We need to find a minimal parameter set for good model performances and spot a subset of features to use for the training. We realize that some features are strongly correlated and we remove highly correlated features

correlation matrix correlation between features

name description variance
trend1 linear trend 5.98
trend2 quadratic trend 4.20
sum overall sum 1.92
max maximum value 1.47
std standard deviation 1.32
slope slope $x_1$ 1.11
type location facility 1.05
conv convexity $x_2$ 0.69
tech technology (2,3,4G) 0.69
interc intercept $x_0$ 0.60
median daily hour peak 0.34

High variance can signify a good distribution across score or a too volatile variable to learn from.

We select five features which have larger variance to increase training cases.

selected features final selection of features

Scoring

We use the class train_shapeLib.py to calculate the score between users data and customer data.
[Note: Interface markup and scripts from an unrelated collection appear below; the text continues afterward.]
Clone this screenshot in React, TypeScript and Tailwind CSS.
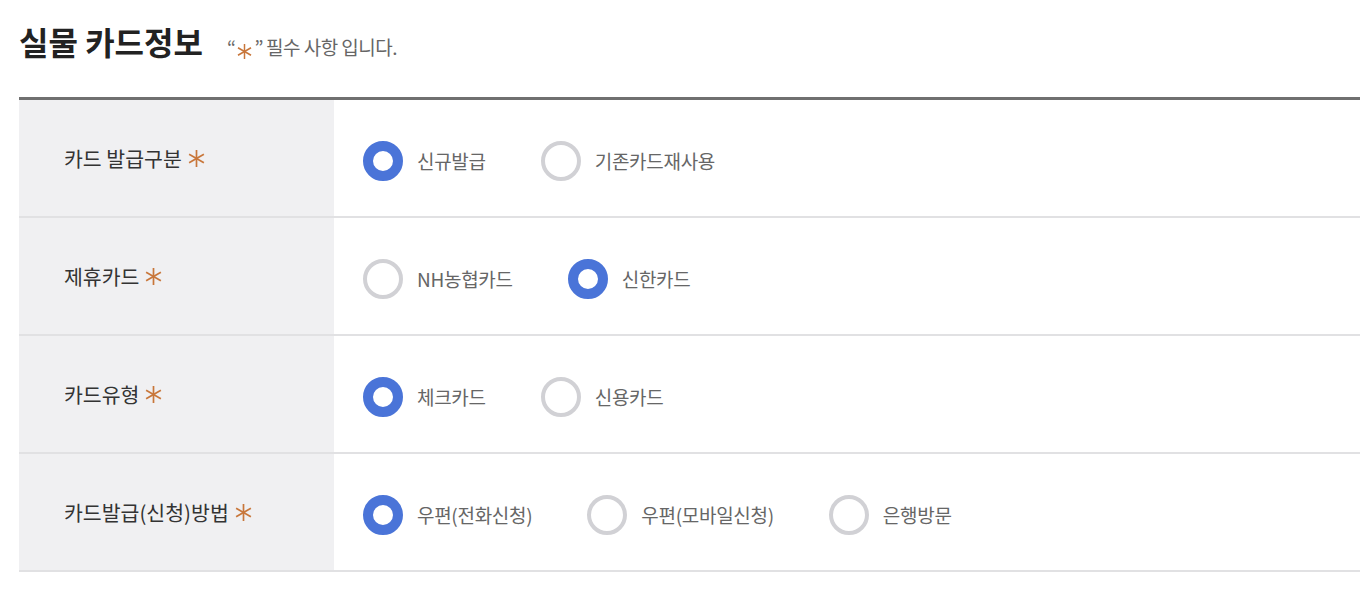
import React from "react";

const Star = ({ size = 17 }: { size?: number }) => (
  <svg width={size} height={size} viewBox="0 0 20 20" className="inline-block" aria-hidden>
    <g stroke="#c8763a" strokeWidth="2" strokeLinecap="butt">
      <line x1="10" y1="0" x2="10" y2="20" />
      <line x1="1.3" y1="5" x2="18.7" y2="15" />
      <line x1="1.3" y1="15" x2="18.7" y2="5" />
    </g>
  </svg>
);

type Row = { label: string; options: string[]; checked: number };

const rows: Row[] = [
  { label: "카드 발급구분", options: ["신규발급", "기존카드재사용"], checked: 0 },
  { label: "제휴카드", options: ["NH농협카드", "신한카드"], checked: 1 },
  { label: "카드유형", options: ["체크카드", "신용카드"], checked: 0 },
  { label: "카드발급(신청)방법", options: ["우편(전화신청)", "우편(모바일신청)", "은행방문"], checked: 0 },
];

const Radio = ({ on }: { on: boolean }) =>
  on ? (
    <span className="block w-10 h-10 rounded-full border-[10px] border-[#4a74d8] bg-white shrink-0" />
  ) : (
    <span className="block w-10 h-10 rounded-full border-[4px] border-[#d1d1d5] bg-white shrink-0" />
  );

export default function App() {
  return (
    <div
      className="w-[1360px] h-[608px] bg-white overflow-hidden"
      style={{ fontFamily: '"Noto Sans CJK KR", "Noto Sans", sans-serif' }}
    >
      <div className="pl-[19px]">
        <div className="flex items-baseline pt-[15px] h-[97px]">
          <h1 className="text-[32px] leading-[52px] font-bold text-[#222]">실물 카드정보</h1>
          <p className="ml-[24px] text-[19px] text-[#666] tracking-[-0.5px] flex items-baseline">
            <span>“</span>
            <span className="mx-[2px] relative top-[2px]">
              <Star size={15} />
            </span>
            <span>”</span>
            <span className="ml-[3px]">필수 사항 입니다.</span>
          </p>
        </div>
        <div className="border-t-[3px] border-[#707070]">
          {rows.map((r, i) => (
            <div key={i} className="flex h-[118px] border-b-2 border-[#e1e1e3]">
              <div className="w-[315px] shrink-0 bg-[#f0f0f2] flex items-center pl-[45px] text-[20.5px] text-[#333]">
                <span>{r.label}</span>
                <span className="ml-[6px] flex items-center">
                  <Star />
                </span>
              </div>
              <div className="flex-1 flex items-center pl-[29px] pt-[6px] gap-[55px]">
                {r.options.map((o, j) => (
                  <label key={j} className="flex items-center gap-[14px] text-[19px] text-[#666] tracking-[-0.3px]">
                    <Radio on={j === r.checked} />
                    <span>{o}</span>
                  </label>
                ))}
              </div>
            </div>
          ))}
        </div>
      </div>
    </div>
  );
}
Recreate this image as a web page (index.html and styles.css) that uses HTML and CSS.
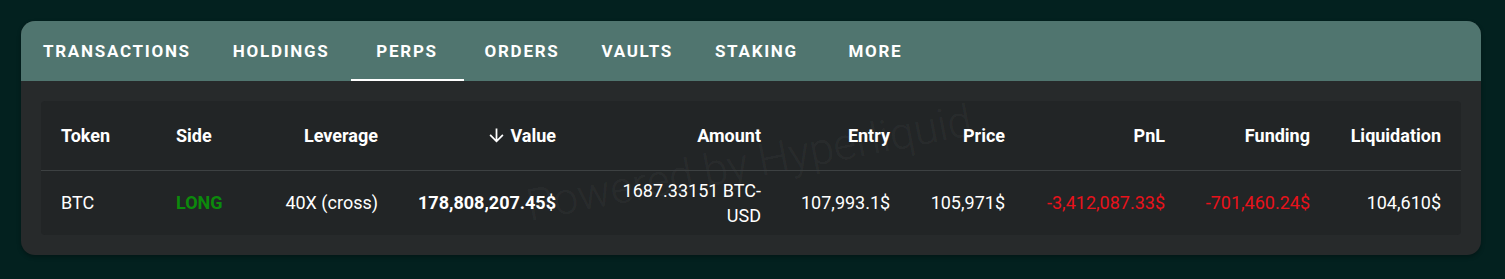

We calculate the first score, cor, as the Pearson's r correlation: $$ r = \frac{cov(X,Y)}{\sigma_x \sigma_y} $$ This parameter helps us to select the curves which will sum up closely to the reference curve.

scoring explanation the superposition of many curves with similar correlation or many curves with heigh regression weights leads to a good agreeement with the reference curve The second parameter, the regression reg, is the weight, $w$, given by a ridge regression $$ \underset{w}{min,} {{|| X w - y||_2}^2 + \alpha {||w||_2}^2} $$ where $\alpha$ is the complexity parameter.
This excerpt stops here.